TASK OBJECTIVE. Copy each line exactly.

.....

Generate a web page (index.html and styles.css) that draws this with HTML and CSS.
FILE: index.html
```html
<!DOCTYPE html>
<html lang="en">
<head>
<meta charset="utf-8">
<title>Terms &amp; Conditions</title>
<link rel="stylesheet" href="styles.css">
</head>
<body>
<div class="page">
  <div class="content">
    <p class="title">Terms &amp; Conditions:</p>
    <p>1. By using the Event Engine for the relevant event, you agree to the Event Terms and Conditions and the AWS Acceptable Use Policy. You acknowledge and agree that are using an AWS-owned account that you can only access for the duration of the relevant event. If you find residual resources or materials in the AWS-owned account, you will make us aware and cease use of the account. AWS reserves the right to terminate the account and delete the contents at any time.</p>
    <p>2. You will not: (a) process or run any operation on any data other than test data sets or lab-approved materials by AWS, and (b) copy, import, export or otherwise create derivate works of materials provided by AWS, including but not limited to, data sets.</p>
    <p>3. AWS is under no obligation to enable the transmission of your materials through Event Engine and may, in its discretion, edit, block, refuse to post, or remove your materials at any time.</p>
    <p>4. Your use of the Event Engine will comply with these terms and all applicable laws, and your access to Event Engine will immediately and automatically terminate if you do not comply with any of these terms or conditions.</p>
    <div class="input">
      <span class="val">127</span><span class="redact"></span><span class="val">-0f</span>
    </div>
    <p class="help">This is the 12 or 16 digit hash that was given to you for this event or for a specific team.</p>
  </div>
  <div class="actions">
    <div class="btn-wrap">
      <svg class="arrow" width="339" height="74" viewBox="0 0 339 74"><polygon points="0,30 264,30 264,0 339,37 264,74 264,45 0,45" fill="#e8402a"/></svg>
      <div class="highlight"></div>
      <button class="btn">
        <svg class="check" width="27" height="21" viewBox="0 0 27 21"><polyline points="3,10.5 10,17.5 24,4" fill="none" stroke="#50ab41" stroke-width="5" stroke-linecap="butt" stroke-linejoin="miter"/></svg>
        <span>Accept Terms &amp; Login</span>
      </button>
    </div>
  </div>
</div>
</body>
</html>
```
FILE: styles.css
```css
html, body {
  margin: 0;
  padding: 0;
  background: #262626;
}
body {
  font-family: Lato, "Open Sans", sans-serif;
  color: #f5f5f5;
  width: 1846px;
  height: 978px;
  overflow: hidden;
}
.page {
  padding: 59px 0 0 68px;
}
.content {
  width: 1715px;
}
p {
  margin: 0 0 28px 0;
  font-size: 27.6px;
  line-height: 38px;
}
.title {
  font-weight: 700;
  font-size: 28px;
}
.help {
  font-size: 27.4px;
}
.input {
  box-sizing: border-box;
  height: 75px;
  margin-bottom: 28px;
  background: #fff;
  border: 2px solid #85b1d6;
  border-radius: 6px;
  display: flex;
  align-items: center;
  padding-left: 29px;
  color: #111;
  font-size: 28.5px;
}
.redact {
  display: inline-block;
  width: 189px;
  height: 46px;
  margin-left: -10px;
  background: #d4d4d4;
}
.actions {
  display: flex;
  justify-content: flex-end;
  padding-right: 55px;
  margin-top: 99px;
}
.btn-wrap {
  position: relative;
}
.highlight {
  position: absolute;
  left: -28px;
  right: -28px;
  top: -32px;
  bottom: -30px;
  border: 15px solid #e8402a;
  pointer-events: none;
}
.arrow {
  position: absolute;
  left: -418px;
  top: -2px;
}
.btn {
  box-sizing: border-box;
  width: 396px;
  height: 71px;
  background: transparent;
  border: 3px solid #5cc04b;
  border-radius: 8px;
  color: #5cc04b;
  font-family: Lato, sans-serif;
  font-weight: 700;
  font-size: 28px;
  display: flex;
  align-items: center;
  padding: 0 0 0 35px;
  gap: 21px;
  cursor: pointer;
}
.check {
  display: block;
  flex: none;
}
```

.....

FULL RESPONSE.
Generate a web page (index.html and styles.css) that draws this with HTML and CSS.
FILE: index.html
```html
<!DOCTYPE html>
<html lang="en">
<head>
<meta charset="utf-8">
<title>Terms &amp; Conditions</title>
<link rel="stylesheet" href="styles.css">
</head>
<body>
<div class="page">
  <div class="content">
    <p class="title">Terms &amp; Conditions:</p>
    <p>1. By using the Event Engine for the relevant event, you agree to the Event Terms and Conditions and the AWS Acceptable Use Policy. You acknowledge and agree that are using an AWS-owned account that you can only access for the duration of the relevant event. If you find residual resources or materials in the AWS-owned account, you will make us aware and cease use of the account. AWS reserves the right to terminate the account and delete the contents at any time.</p>
    <p>2. You will not: (a) process or run any operation on any data other than test data sets or lab-approved materials by AWS, and (b) copy, import, export or otherwise create derivate works of materials provided by AWS, including but not limited to, data sets.</p>
    <p>3. AWS is under no obligation to enable the transmission of your materials through Event Engine and may, in its discretion, edit, block, refuse to post, or remove your materials at any time.</p>
    <p>4. Your use of the Event Engine will comply with these terms and all applicable laws, and your access to Event Engine will immediately and automatically terminate if you do not comply with any of these terms or conditions.</p>
    <div class="input">
      <span class="val">127</span><span class="redact"></span><span class="val">-0f</span>
    </div>
    <p class="help">This is the 12 or 16 digit hash that was given to you for this event or for a specific team.</p>
  </div>
  <div class="actions">
    <div class="btn-wrap">
      <svg class="arrow" width="339" height="74" viewBox="0 0 339 74"><polygon points="0,30 264,30 264,0 339,37 264,74 264,45 0,45" fill="#e8402a"/></svg>
      <div class="highlight"></div>
      <button class="btn">
        <svg class="check" width="27" height="21" viewBox="0 0 27 21"><polyline points="3,10.5 10,17.5 24,4" fill="none" stroke="#50ab41" stroke-width="5" stroke-linecap="butt" stroke-linejoin="miter"/></svg>
        <span>Accept Terms &amp; Login</span>
      </button>
    </div>
  </div>
</div>
</body>
</html>
```
FILE: styles.css
```css
html, body {
  margin: 0;
  padding: 0;
  background: #262626;
}
body {
  font-family: Lato, "Open Sans", sans-serif;
  color: #f5f5f5;
  width: 1846px;
  height: 978px;
  overflow: hidden;
}
.page {
  padding: 59px 0 0 68px;
}
.content {
  width: 1715px;
}
p {
  margin: 0 0 28px 0;
  font-size: 27.6px;
  line-height: 38px;
}
.title {
  font-weight: 700;
  font-size: 28px;
}
.help {
  font-size: 27.4px;
}
.input {
  box-sizing: border-box;
  height: 75px;
  margin-bottom: 28px;
  background: #fff;
  border: 2px solid #85b1d6;
  border-radius: 6px;
  display: flex;
  align-items: center;
  padding-left: 29px;
  color: #111;
  font-size: 28.5px;
}
.redact {
  display: inline-block;
  width: 189px;
  height: 46px;
  margin-left: -10px;
  background: #d4d4d4;
}
.actions {
  display: flex;
  justify-content: flex-end;
  padding-right: 55px;
  margin-top: 99px;
}
.btn-wrap {
  position: relative;
}
.highlight {
  position: absolute;
  left: -28px;
  right: -28px;
  top: -32px;
  bottom: -30px;
  border: 15px solid #e8402a;
  pointer-events: none;
}
.arrow {
  position: absolute;
  left: -418px;
  top: -2px;
}
.btn {
  box-sizing: border-box;
  width: 396px;
  height: 71px;
  background: transparent;
  border: 3px solid #5cc04b;
  border-radius: 8px;
  color: #5cc04b;
  font-family: Lato, sans-serif;
  font-weight: 700;
  font-size: 28px;
  display: flex;
  align-items: center;
  padding: 0 0 0 35px;
  gap: 21px;
  cursor: pointer;
}
.check {
  display: block;
  flex: none;
}
```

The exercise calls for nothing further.